Ah, Selasi. Selasi Selasi Selasi. Anything I could say about Selasi has already been perfectly summed up by his entry in this Vice article, which was written BEFORE THE COMPETITION EVEN STARTED:

"Selasi is the boyfriend of the girl you're lowkey in love with and he's better than you in every single way. "Hi," Selasi says, his handshake tight but smooth, strong but finessed. "Selasi." The girl you are lowkey in love with – your housemate, which makes this all the more uncomfortable – suggests you two will get on. "Selasi plays football too!" You invite Selasi to play with you all on Wednesday nights and he absolutely, yet modestly, outplays you. You're panting out of your arse and you're pretty convinced you're having a coronary. "Good game, mate!" he says, then jogs off the field. At the bar afterwards, Selasi gets a round in for 15 people without even blinking. "Please, lads," he says, "don't worry about it. I just got a bonus at work, they're on me." You were going to walk home because you don't have the bus fare but Selasi gets you both a cab. "I'm heading back to see Kate anyway." That night, you lay on your bed and listen as, there in the living room/kitchenette combo, he cooks a curry from scratch, bakes a cake, then plays her a subtle and beautiful saxophone solo. Later, you hear giggling and immaculate, fulfilling-sounding intercourse. You realise in the middle of the night that you are now low-key in love with Selasi as well. Your life really is a mess."

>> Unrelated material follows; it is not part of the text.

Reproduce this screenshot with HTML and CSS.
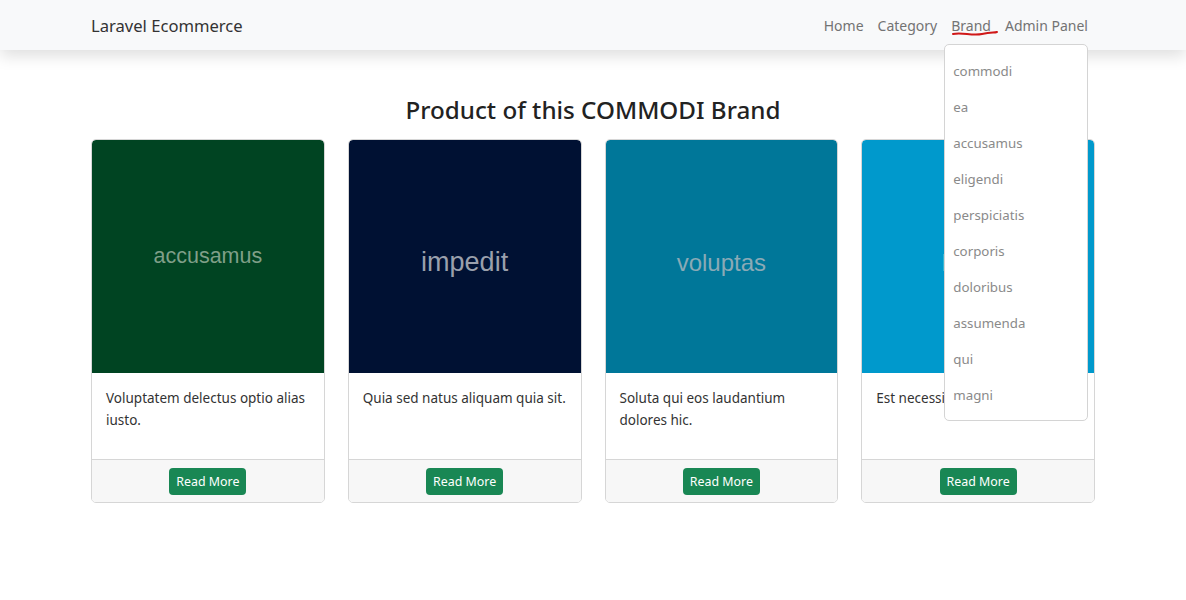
FILE: index.html
```html
<!DOCTYPE html>
<html lang="en">
<head>
<meta charset="utf-8">
<title>Laravel Ecommerce</title>
<link rel="stylesheet" href="styles.css">
</head>
<body>
<nav class="navbar">
  <a class="brand" href="#">Laravel Ecommerce</a>
  <ul class="nav-links">
    <li><a href="#">Home</a></li>
    <li><a href="#">Category</a></li>
    <li class="dropdown-wrap">
      <a href="#" class="active-brand">Brand</a>
      <svg class="scribble" width="46" height="8" viewBox="0 0 46 8"><path d="M1 4 C 10 2, 20 6, 30 4 S 42 3, 45 2" stroke="#d01818" stroke-width="2" fill="none" stroke-linecap="round"/></svg>
      <ul class="dropdown">
        <li>commodi</li>
        <li>ea</li>
        <li>accusamus</li>
        <li>eligendi</li>
        <li>perspiciatis</li>
        <li>corporis</li>
        <li>doloribus</li>
        <li>assumenda</li>
        <li>qui</li>
        <li>magni</li>
      </ul>
    </li>
    <li><a href="#">Admin Panel</a></li>
  </ul>
</nav>
<main class="content">
  <h2 class="title">Product of this COMMODI Brand</h2>
  <div class="cards">
    <div class="card">
      <div class="card-img c1"><span class="t1">accusamus</span></div>
      <div class="card-body">Voluptatem delectus optio alias iusto.</div>
      <div class="card-footer"><a class="btn" href="#">Read More</a></div>
    </div>
    <div class="card">
      <div class="card-img c2"><span class="t2">impedit</span></div>
      <div class="card-body">Quia sed natus aliquam quia sit.</div>
      <div class="card-footer"><a class="btn" href="#">Read More</a></div>
    </div>
    <div class="card">
      <div class="card-img c3"><span class="t3">voluptas</span></div>
      <div class="card-body">Soluta qui eos laudantium dolores hic.</div>
      <div class="card-footer"><a class="btn" href="#">Read More</a></div>
    </div>
    <div class="card">
      <div class="card-img c4"><span class="t4">labore</span></div>
      <div class="card-body">Est necessitatibus facere.</div>
      <div class="card-footer"><a class="btn" href="#">Read More</a></div>
    </div>
  </div>
</main>
</body>
</html>
```
FILE: styles.css
```css
* { box-sizing: border-box; }
body {
  margin: 0;
  font-family: "Noto Sans", "Open Sans", sans-serif;
  color: #212529;
  background: #fff;
}
a { text-decoration: none; }
.navbar {
  position: relative;
  z-index: 2;
  height: 50px;
  background: #f8f9fa;
  box-shadow: 0 6px 16px rgba(0,0,0,0.13);
  display: flex;
  align-items: center;
  justify-content: space-between;
  padding: 0 98px 0 91px;
}
.brand {
  font-size: 16.6px;
  color: #333;
}
.nav-links {
  list-style: none;
  margin: 0;
  padding: 0;
  display: flex;
  gap: 14px;
}
.nav-links a {
  font-size: 14px;
  color: #737373;
}
.dropdown-wrap { position: relative; }
.scribble {
  position: absolute;
  left: 1px;
  top: 16px;
}
.dropdown {
  position: absolute;
  left: -7px;
  top: 30px;
  width: 144px;
  margin: 0;
  padding: 8px 0 7px;
  list-style: none;
  background: #fff;
  border: 1px solid #d4d4d4;
  border-radius: 5px;
}
.dropdown li {
  height: 36px;
  line-height: 36px;
  padding-left: 8px;
  font-size: 13.3px;
  color: #8a8a8a;
}
.content {
  padding: 0 91px;
}
.title {
  margin: 0;
  padding: 42px 0 12px;
  text-align: center;
  font-size: 24.2px;
  font-weight: 500;
  line-height: 35px;
  color: #222;
}
.cards {
  display: grid;
  width: 1004px;
  grid-template-columns: repeat(4, 1fr);
  gap: 23px;
}
.card {
  border: 1px solid #d6d6d6;
  border-radius: 5px;
  overflow: hidden;
  display: flex;
  flex-direction: column;
}
.card-img {
  height: 233px;
  border-radius: 4px 4px 0 0;
  display: flex;
  align-items: center;
  justify-content: center;
  font-family: "Liberation Sans", Arial, sans-serif;
}
.c1 { background: #004422; }
.c2 { background: #001133; }
.c3 { background: #007799; }
.c4 { background: #0099cc; }
.t1 { color: #7f9f88; font-size: 21.5px; }
.t2 { color: #9aa0ac; font-size: 27px; margin-top: 12px; }
.t3 { color: #8aaab6; font-size: 24px; margin-top: 12px; }
.t4 { color: #9bc4d4; font-size: 24px; margin-top: 12px; margin-right: 6px; }
.card-body {
  height: 86px;
  padding: 14px 14px;
  font-size: 13.5px;
  line-height: 22px;
  color: #333;
}
.card-footer {
  border-top: 1px solid #d6d6d6;
  background: #f7f7f7;
  height: 43px;
  display: flex;
  align-items: center;
  justify-content: center;
}
.btn {
  background: #198754;
  color: #fff;
  font-size: 12.4px;
  height: 27px;
  line-height: 27px;
  padding: 0 7px;
  border-radius: 4px;
}
```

100% Vice. A fucking star. Every single thing Selasi did resulted in a chorus of shallow intakes of breath from me and my partner, a nominally heterosexual man.


Selasi: will make a fortune on an app where he just comes over and holds you in the middle of the night

The result of which is that I am now hardcore shipping Selasi/Candice, saving each other's cakes week by week. I can only assume the end result of this will be something like the end of the first Hunger Games, where they make it all the way to the final and rather than allow a corrupt Mary and Paul to keep the populace divided by claiming a single winner, they vow to end their own lives, possibly by drowning in a vat of soggy bottomed Victoria sponges.

Speaking of which, I love Candice. I regretfully feel she may not last long in the tent but her lipstick is on point, so I just need her to last through to Week 5, by which point she will have enough Twitter followers to be answering make-up questions and eventually land an endorsement deal with Benefit.

So who does that leave? Louise, who I like but I am wise enough not to get too attached to, as she has Week 4 Exit written all over her. Rav, alas, I feel may also not make it past Week 6, though I feel sadder about this as the world is not done seeing Rav and his family whose names almost but don't quite rhyme or alliterate. Perhaps Rav's House is the next great British sit-com, and we will laugh and cry and grow together in equal measure. Perhaps not. (Probably not. The Daily Mail is a thing that exists in the world, after all.)

Benjamina. Benjamina evoked an instant, uncomfortable stab of empathy for me as she is clearly a perfectionist who will never quite believe her work to be good enough, while turning out beautiful, understated high quality work. She will get to the semi-final and then inexplicably lose out to someone like -

Well, someone like Kate. Let's talk about Kate, shall we? Kate, who owns a farm, which was referenced not once but several times in the programme. Kate, whose children will grown up in the outdoors and actually be both hale and hearty and you will look at them and not know what those words mean but know they are it. Kate, who lives a life of incredible prosperity despite genuinely believing that blue icing will make a mirror glaze. Kate, who will almost certainly make it to the final through sheer absence of controversy. Kate, who forages. Kate, who is nothing and yet inescapable. Kate, who will always, always be fine.

Kate: #blessed #byalawyerwhomanagedtocircumventinheritancetax

Let's talk about Kate being, for the next ten weeks, someone who I will loathe joyfully and religiously. There is always one, and they nearly always make it to the end. It is almost my favourite part of Bake Off. Now, I understand that there are those who claim the programme's appeal lies in it being a gentle tea-time treat, a celebration of the diversity and talent to be found the length and breadth of This Great Nation, those who look on the dizzying heart-stopping pains of near-cake-drops and sliced fingers and say, "Ooh, it's a bit tense, isn't it?"

To these people I say, Fools. If you only choose, you too can live your life in a barely contained state of emotional instability, constantly teetering on the edge of tweeting all in caps while stuffing handfuls of raw cake batter into your grateful mouth. If you only choose it, Bake-Off can become the bloodiest arena sport since man first stumbled out of the sea.

My hatred of Kate is a beautiful thing, a poetic thing, and I shall nourish my blood-baby with the fury of a dying sun; the blood-dimmed tide is loosed, and everywhere the ceremony of innocence is drowned. It lives eternally, at least until October.

Also her whole swallows thing is, like, out of control twee.

I am so glad to have you back, Bake-Off. The scent of blood and icing sugar is in my nostrils once again. Morituri te salutant.